The mill cottage contained two reception rooms, a kitchen and a dairy on the ground floor with three bedrooms and a box room above. Outside stood a brick and tile washhouse and scullery combined and a weather-boarded and tiled store shed. The valuer considered the buildings: "Good". The accompanying homestead of farm buildings comprised the following:

  • in the yard: a weather boarded and corrugated iron piggery; weather boarded and tiled barns; a brick, stone and tile cow house for eight beasts with a hay place; a weather boarded and tiled cattle shed ("now three piggeries"); a piggery; a mixing house; a three bay open cart shed and a trap house;
  • Block A: a brick and tile stable for four horses with a loft over; a weather boarded and tiled cart shed for three carts and a brick, stone, wood and tile old mill-house used as hay and chaff store.
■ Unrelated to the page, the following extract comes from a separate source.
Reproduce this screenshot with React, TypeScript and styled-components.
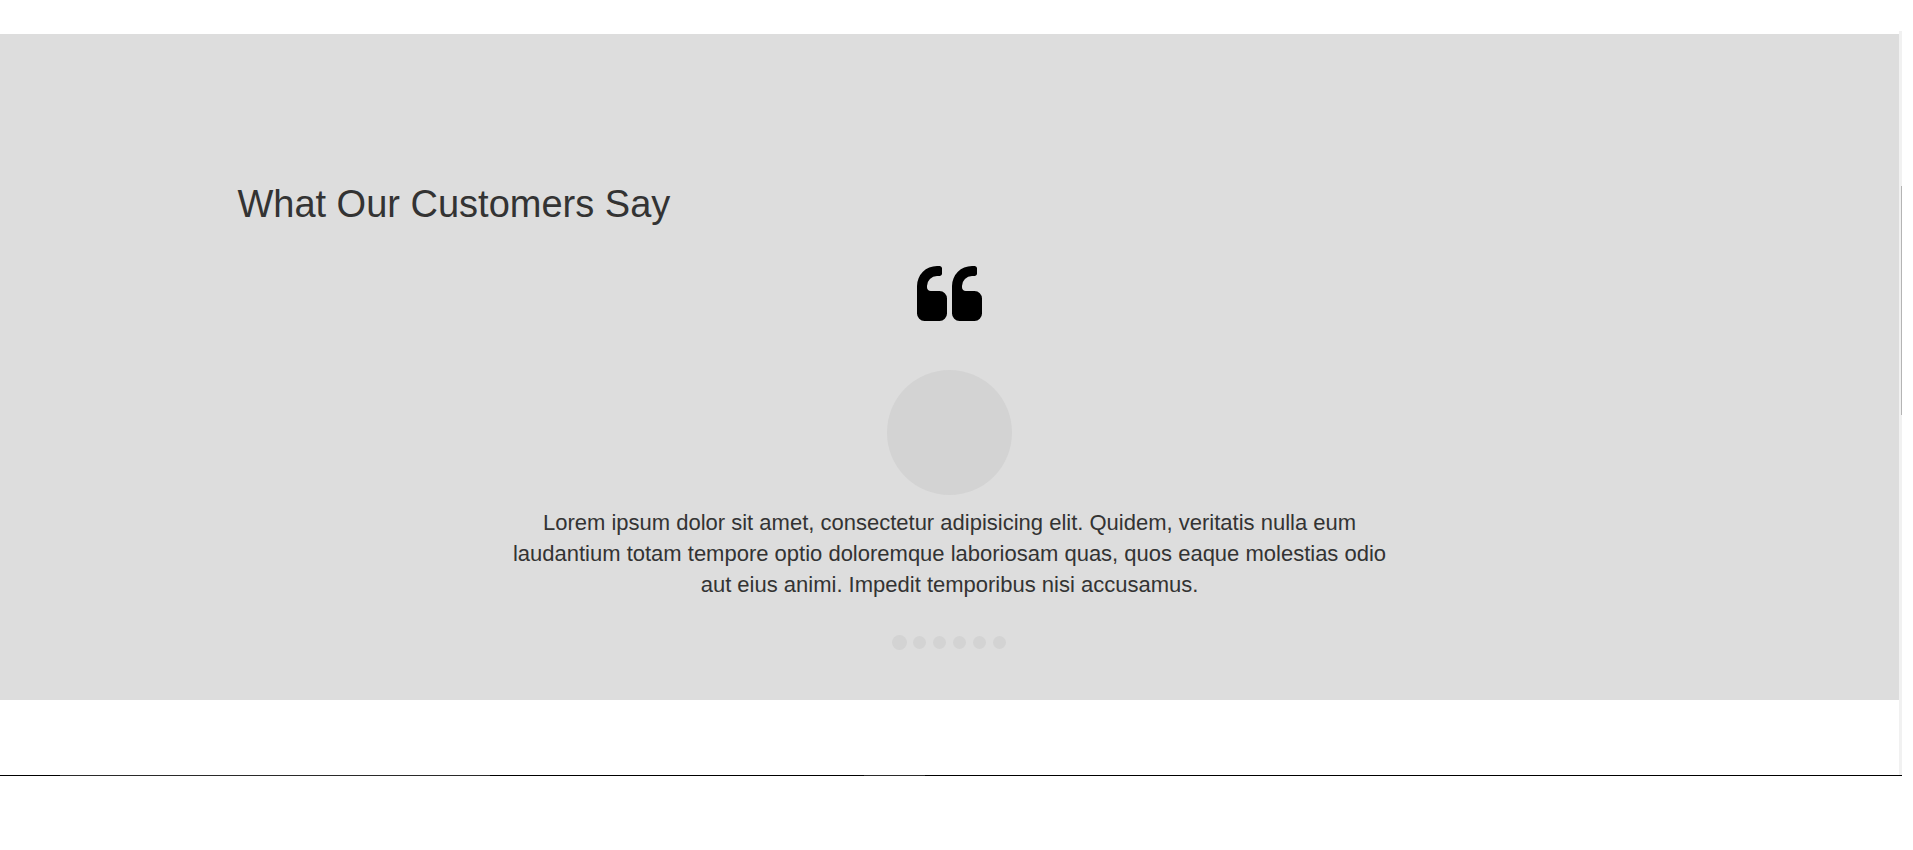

The valuer noted the following concerning the mill itself: "Saw Bales - 4 pairs stones. Can work 2. 4 in District all Grist. Bought 1924". Clearly, then, the mill had been bought from the manor in 1924, in the midst of a succession of Law of Property Acts which gradually reduced all manorial powers and dispensed with copyhold tenure. Bedfordshire Mills, written by Hugh Howes and published by Bedfordshire County Council states that the mill ceased working in 1966, since 1930 it had worked grinding animal feed. It was sold in 1979, following its listing by the Department of Environment and, because the listing had not extended to the machinery, some of this was removed in the alterations which followed.

 Grange Mill Stream May 2008
Grange Mill stream May 2008

The description of the water wheels in Bedfordshire Mills is as follows: "The two wheels were made with sheet iron buckets mounted on timber framing. The shafts in both wheels have been replaced by iron. The west mill had an arrangement whereby the water wheel could be disengaged so that the mill could be turned by a portable steam engine standing outside the mill. Both halves contained two pairs of stones and the associated milling equipment".